Below are the records; give again exactly the lines from the one containing "Reproduce this table" through the one containing "border border-[#e6e6e6] p-0", leaving out pictures.
--------
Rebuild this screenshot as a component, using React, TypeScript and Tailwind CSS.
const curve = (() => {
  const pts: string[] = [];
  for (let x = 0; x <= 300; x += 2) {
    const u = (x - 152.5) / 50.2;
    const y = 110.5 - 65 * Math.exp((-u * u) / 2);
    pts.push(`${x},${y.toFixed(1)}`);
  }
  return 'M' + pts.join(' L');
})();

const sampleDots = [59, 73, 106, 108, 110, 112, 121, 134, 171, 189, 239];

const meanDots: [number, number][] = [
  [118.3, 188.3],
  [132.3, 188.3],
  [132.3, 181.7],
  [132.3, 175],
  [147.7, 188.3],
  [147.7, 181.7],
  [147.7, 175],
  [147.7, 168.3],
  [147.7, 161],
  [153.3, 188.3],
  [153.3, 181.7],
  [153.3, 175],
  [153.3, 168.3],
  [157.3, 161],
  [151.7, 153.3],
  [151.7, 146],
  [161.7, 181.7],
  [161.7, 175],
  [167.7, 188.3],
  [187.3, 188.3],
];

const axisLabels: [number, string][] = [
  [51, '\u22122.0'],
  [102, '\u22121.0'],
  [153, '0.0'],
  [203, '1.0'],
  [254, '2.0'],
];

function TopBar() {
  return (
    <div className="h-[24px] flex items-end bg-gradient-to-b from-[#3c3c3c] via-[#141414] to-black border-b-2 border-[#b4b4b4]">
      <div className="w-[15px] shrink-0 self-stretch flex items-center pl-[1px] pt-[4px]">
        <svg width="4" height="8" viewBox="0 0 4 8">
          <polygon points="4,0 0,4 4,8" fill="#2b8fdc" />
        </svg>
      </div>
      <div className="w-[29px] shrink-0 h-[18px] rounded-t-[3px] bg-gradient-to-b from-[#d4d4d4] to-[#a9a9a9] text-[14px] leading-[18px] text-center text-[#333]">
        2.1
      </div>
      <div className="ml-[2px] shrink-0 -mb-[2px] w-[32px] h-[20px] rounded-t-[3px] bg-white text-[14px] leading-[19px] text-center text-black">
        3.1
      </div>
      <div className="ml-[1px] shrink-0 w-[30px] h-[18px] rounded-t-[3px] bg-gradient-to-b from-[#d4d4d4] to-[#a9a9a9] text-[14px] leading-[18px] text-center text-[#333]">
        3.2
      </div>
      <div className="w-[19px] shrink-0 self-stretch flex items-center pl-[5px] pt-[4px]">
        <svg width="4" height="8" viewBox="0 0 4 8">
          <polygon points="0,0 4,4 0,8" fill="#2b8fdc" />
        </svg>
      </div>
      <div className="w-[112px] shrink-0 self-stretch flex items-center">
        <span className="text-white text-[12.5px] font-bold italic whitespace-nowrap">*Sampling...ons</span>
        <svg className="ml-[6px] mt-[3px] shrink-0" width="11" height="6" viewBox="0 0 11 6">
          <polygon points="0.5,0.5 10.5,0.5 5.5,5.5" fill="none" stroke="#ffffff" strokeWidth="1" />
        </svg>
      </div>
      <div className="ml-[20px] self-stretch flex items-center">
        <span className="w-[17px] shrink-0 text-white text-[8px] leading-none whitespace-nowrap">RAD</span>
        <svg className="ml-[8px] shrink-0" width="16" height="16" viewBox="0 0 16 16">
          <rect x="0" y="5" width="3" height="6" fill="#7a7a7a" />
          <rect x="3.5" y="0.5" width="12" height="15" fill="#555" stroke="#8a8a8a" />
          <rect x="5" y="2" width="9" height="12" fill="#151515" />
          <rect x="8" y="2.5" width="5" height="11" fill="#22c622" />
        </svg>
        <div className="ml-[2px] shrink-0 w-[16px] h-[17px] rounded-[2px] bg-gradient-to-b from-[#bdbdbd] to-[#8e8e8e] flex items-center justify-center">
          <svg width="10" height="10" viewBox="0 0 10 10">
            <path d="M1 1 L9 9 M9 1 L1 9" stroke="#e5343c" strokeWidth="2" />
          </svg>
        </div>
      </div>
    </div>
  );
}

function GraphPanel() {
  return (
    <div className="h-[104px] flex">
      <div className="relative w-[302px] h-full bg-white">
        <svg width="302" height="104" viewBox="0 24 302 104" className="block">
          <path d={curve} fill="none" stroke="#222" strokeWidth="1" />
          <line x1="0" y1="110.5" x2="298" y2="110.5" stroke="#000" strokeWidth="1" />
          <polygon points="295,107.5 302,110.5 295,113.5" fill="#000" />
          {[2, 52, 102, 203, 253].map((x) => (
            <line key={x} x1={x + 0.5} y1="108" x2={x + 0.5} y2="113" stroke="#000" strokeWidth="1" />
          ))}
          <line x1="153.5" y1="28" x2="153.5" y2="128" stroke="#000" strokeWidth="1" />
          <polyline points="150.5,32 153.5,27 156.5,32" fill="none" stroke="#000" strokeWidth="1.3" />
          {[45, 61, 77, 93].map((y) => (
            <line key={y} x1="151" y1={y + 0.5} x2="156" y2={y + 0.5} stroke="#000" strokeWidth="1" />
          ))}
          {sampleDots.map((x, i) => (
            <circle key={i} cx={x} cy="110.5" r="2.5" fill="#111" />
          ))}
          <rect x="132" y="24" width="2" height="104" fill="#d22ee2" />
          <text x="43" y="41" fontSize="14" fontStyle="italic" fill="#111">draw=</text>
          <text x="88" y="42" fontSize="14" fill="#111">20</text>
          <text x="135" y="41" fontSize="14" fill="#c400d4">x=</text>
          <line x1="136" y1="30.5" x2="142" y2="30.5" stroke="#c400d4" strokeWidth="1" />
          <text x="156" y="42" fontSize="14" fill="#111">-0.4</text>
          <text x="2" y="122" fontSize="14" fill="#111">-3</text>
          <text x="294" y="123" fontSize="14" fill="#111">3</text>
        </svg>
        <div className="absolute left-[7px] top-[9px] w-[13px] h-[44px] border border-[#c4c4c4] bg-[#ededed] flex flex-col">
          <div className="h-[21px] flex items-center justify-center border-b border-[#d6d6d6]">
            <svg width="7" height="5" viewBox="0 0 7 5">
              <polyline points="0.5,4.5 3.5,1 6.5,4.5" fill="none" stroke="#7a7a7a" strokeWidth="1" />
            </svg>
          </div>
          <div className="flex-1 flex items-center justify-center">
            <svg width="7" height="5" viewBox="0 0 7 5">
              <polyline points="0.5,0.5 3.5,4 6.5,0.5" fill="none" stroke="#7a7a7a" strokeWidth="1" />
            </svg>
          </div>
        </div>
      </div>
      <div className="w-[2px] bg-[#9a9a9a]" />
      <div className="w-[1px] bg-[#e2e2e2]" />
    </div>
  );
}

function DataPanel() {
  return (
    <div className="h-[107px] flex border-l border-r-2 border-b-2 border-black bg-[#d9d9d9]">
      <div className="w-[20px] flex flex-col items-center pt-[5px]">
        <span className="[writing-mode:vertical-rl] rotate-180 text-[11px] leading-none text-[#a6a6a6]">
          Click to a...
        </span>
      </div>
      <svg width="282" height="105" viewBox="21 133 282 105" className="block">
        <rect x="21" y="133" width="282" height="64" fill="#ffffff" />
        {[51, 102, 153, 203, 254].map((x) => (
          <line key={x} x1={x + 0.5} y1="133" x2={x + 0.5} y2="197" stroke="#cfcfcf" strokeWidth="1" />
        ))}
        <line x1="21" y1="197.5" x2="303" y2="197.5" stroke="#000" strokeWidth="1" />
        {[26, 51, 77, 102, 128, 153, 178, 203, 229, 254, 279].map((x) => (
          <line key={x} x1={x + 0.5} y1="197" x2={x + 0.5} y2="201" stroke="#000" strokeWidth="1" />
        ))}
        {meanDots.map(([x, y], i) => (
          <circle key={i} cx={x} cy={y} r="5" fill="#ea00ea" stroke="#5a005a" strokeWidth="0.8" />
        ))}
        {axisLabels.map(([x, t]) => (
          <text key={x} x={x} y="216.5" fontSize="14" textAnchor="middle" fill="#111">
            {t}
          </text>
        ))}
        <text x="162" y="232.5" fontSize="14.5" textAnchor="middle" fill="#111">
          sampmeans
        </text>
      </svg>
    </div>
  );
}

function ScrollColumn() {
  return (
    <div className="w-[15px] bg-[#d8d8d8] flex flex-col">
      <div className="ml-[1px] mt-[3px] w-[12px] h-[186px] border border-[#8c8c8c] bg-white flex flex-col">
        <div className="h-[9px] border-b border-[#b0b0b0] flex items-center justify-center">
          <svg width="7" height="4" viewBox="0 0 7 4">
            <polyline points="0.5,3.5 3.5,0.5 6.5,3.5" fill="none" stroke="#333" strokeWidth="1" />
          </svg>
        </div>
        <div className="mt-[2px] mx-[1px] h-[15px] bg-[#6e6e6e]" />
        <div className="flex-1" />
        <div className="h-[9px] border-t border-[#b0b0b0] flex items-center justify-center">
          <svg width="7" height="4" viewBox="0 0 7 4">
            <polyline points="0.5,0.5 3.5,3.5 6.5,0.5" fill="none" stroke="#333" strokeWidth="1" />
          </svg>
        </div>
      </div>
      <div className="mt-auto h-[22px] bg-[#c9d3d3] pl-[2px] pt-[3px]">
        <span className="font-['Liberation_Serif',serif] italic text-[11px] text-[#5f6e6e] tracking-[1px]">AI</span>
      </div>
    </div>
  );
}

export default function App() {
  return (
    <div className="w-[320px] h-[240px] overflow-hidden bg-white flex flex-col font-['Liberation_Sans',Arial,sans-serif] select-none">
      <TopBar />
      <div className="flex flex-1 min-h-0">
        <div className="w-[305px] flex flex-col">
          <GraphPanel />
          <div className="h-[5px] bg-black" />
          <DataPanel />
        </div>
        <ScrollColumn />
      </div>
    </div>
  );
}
--------
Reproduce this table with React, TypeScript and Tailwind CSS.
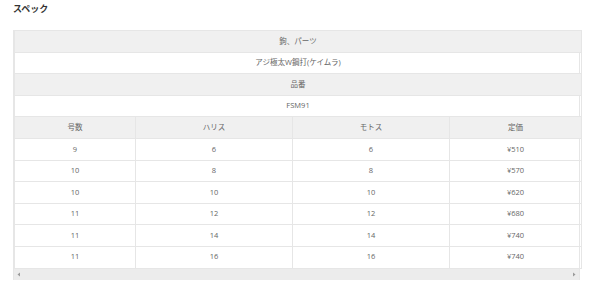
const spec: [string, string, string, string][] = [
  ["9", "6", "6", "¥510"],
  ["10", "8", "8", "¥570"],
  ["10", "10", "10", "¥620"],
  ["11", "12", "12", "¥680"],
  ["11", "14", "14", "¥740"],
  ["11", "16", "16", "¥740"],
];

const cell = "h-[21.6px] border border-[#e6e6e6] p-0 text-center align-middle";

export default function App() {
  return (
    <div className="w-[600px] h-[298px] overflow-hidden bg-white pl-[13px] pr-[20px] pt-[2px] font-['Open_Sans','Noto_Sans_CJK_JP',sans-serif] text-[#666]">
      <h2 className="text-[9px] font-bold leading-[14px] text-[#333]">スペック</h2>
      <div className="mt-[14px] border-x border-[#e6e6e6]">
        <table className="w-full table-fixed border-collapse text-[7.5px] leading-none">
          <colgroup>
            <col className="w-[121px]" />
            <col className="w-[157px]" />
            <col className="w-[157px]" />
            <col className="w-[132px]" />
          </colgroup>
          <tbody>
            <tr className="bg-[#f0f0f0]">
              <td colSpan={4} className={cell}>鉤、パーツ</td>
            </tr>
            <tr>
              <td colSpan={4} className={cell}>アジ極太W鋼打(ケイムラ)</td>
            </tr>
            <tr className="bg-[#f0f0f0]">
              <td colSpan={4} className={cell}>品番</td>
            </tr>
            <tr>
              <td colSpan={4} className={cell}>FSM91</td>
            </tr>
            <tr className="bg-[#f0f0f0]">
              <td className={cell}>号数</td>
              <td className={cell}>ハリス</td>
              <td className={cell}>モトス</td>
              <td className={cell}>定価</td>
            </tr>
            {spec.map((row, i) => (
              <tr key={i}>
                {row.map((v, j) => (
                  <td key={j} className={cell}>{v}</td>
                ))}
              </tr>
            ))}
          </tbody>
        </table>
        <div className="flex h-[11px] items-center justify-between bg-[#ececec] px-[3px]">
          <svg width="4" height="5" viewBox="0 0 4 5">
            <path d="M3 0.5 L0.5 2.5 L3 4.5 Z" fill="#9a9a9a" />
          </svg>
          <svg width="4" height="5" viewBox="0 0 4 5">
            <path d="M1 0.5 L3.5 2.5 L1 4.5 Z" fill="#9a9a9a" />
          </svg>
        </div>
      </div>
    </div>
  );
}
--------
**Task solution**.
Reproduce this table with React, TypeScript and Tailwind CSS.
const spec: [string, string, string, string][] = [
  ["9", "6", "6", "¥510"],
  ["10", "8", "8", "¥570"],
  ["10", "10", "10", "¥620"],
  ["11", "12", "12", "¥680"],
  ["11", "14", "14", "¥740"],
  ["11", "16", "16", "¥740"],
];

const cell = "h-[21.6px] border border-[#e6e6e6] p-0 text-center align-middle";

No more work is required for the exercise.